**Exercise instructions**
Locate the string "React" in the listing below. Copy every line where it is found.

**Information supplied**
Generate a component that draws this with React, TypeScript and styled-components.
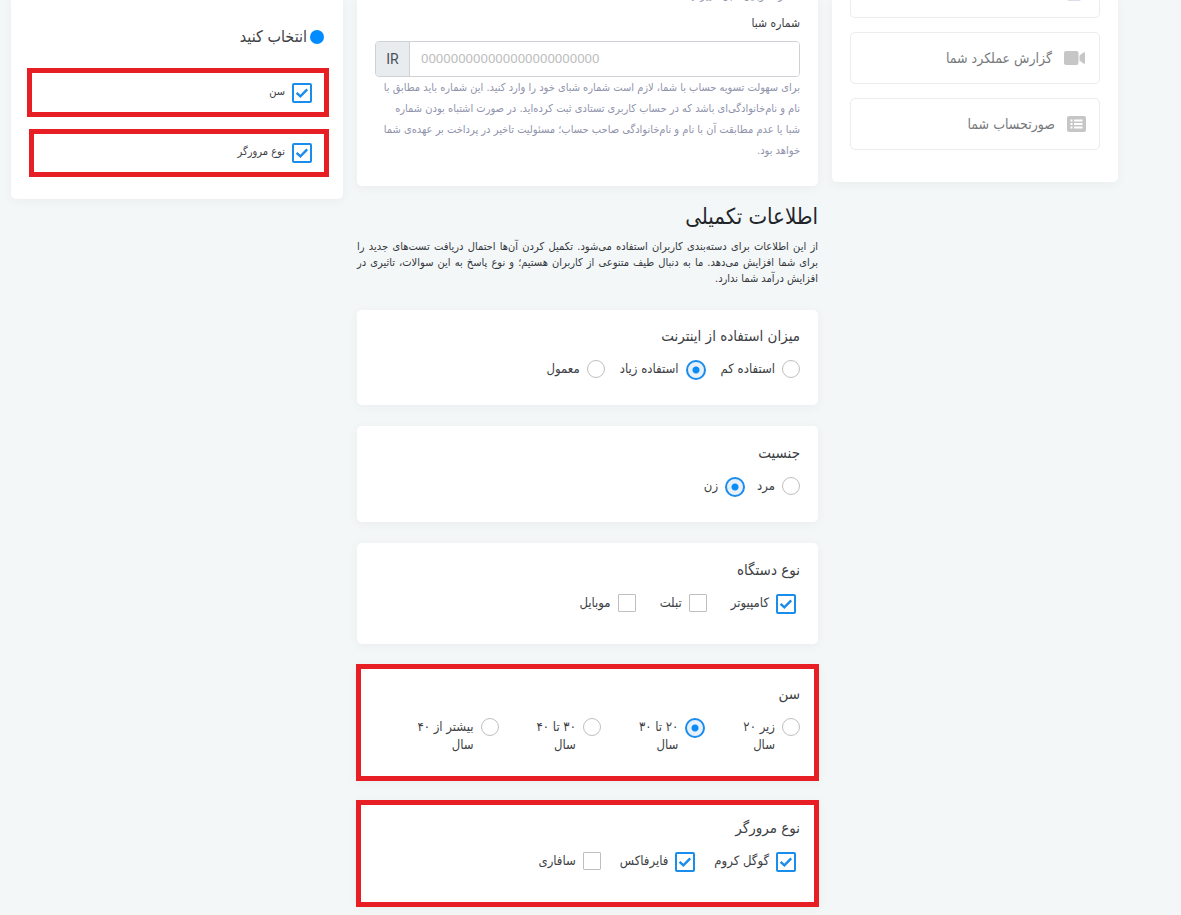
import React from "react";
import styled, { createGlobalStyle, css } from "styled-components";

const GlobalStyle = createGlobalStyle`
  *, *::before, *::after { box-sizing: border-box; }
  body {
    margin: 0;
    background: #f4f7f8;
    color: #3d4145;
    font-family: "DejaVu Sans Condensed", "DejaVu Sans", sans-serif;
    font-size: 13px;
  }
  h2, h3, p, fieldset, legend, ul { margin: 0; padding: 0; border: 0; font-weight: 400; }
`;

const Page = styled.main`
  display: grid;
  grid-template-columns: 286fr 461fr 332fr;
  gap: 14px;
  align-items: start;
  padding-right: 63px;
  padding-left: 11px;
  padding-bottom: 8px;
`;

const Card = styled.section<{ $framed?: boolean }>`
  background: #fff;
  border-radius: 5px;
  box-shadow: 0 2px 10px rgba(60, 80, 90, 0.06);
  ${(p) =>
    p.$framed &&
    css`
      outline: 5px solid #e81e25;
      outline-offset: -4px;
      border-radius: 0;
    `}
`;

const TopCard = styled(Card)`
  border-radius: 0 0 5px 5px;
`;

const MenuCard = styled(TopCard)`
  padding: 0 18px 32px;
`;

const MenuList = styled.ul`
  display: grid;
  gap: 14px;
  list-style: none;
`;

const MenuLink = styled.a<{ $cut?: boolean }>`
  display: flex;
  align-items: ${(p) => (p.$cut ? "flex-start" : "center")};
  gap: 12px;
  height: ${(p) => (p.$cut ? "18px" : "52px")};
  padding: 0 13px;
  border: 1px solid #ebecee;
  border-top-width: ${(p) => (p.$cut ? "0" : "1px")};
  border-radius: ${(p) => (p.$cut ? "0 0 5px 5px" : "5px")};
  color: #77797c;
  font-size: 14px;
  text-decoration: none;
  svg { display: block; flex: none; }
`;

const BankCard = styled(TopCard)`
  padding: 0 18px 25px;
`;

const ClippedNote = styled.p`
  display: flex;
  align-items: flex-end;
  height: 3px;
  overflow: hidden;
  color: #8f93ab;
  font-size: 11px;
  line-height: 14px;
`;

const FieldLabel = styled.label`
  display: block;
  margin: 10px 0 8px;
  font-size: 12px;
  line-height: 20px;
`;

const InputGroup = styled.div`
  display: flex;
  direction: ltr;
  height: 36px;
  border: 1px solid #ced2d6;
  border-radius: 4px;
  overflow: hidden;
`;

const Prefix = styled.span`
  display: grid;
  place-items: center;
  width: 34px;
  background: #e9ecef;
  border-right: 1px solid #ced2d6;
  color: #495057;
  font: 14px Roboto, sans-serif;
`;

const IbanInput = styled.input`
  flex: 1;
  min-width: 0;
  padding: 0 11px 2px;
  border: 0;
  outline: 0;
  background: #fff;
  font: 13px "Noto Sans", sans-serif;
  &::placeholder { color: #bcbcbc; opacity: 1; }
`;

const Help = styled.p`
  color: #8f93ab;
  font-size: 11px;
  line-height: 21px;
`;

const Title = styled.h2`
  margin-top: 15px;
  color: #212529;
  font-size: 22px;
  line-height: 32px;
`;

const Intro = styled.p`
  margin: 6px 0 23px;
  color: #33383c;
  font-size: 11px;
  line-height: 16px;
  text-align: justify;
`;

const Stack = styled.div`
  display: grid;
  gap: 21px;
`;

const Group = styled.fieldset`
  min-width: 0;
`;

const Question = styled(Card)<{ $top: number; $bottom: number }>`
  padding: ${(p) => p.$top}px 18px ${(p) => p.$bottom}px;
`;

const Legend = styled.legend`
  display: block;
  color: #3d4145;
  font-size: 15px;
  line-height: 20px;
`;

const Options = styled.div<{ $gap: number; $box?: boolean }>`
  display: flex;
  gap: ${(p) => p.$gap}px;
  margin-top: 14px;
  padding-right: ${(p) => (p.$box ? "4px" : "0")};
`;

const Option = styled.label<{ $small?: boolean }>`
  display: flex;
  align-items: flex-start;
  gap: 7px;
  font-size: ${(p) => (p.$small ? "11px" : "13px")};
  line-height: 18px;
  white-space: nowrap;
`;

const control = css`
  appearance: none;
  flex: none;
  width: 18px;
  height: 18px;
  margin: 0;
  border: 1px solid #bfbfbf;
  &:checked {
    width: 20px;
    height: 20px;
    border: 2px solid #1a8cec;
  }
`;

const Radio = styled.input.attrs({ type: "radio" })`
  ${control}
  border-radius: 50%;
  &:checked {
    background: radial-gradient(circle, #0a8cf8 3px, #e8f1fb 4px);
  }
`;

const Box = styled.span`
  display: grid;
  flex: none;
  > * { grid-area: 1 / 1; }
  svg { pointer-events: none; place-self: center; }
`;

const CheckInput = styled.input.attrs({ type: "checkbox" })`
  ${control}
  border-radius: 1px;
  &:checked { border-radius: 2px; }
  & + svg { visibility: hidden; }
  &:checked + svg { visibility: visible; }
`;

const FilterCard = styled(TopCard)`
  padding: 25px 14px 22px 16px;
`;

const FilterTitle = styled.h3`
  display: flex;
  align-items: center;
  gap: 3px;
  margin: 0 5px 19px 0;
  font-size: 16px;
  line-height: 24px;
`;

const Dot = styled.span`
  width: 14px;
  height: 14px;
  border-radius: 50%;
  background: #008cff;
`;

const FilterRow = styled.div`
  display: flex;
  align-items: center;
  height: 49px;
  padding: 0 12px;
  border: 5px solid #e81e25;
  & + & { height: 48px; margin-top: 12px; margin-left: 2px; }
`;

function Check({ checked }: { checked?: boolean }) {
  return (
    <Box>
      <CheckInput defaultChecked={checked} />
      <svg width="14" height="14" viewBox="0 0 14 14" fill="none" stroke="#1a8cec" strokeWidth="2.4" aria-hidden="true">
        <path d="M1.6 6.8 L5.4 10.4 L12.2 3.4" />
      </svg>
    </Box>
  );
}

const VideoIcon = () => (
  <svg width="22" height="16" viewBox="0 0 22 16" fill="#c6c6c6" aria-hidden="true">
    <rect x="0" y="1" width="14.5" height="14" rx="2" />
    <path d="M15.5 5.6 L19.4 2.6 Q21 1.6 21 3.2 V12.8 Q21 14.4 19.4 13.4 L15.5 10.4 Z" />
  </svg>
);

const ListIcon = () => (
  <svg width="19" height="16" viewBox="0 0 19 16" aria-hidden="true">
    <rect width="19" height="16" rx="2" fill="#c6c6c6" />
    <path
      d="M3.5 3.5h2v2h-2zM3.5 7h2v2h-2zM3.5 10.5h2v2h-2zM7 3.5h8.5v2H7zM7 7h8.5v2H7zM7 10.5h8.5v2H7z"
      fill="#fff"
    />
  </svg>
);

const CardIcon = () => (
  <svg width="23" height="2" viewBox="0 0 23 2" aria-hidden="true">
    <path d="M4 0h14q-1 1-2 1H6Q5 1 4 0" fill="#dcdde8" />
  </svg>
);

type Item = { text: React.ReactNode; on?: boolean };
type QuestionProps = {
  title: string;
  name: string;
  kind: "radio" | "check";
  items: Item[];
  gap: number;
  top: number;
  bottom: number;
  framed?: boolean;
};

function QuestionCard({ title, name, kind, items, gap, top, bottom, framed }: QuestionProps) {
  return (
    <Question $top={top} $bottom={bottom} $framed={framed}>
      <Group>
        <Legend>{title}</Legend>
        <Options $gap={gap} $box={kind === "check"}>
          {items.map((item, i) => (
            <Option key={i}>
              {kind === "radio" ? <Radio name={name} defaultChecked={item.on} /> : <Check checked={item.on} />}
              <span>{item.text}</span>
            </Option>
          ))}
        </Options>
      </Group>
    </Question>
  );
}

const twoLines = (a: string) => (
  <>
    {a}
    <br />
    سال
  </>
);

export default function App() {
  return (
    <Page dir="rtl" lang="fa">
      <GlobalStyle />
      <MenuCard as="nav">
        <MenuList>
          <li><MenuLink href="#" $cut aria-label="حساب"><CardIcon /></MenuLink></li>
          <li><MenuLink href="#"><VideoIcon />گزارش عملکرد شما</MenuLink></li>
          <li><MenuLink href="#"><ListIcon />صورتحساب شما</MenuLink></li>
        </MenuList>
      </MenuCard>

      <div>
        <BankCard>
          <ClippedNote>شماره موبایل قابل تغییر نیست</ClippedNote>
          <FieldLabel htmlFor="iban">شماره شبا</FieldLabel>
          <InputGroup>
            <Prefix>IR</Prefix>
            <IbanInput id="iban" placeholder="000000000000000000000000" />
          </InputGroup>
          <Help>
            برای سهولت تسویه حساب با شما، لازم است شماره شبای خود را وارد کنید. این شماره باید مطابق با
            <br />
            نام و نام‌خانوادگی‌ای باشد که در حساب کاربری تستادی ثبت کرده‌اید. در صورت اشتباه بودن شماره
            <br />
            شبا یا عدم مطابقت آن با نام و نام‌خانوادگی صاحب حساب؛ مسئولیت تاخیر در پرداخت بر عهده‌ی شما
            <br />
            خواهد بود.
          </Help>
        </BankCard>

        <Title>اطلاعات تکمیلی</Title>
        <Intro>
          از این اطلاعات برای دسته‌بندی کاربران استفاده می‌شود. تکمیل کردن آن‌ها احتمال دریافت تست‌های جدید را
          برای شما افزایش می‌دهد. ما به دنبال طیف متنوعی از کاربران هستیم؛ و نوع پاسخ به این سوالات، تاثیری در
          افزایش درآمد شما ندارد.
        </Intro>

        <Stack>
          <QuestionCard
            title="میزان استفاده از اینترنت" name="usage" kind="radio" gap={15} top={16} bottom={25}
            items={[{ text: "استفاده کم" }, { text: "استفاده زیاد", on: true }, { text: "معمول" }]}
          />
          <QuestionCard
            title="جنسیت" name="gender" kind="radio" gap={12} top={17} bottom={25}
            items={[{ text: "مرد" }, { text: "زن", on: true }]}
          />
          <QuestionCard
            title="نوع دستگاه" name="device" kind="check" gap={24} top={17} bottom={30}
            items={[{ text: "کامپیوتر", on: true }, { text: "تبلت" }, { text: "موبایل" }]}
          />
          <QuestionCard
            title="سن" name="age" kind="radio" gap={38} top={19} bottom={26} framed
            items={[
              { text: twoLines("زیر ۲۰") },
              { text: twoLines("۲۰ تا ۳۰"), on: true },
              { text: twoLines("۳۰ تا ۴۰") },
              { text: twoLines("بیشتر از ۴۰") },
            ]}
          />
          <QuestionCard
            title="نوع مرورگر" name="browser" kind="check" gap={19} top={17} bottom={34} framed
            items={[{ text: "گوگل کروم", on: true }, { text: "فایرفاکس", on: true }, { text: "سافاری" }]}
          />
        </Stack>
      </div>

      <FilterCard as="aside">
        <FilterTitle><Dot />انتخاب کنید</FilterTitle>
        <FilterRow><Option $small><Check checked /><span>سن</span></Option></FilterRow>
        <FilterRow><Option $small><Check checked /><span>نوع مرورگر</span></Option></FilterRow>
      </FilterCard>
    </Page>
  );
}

**The answer**
Generate a component that draws this with React, TypeScript and styled-components.
import React from "react";
type Item = { text: React.ReactNode; on?: boolean };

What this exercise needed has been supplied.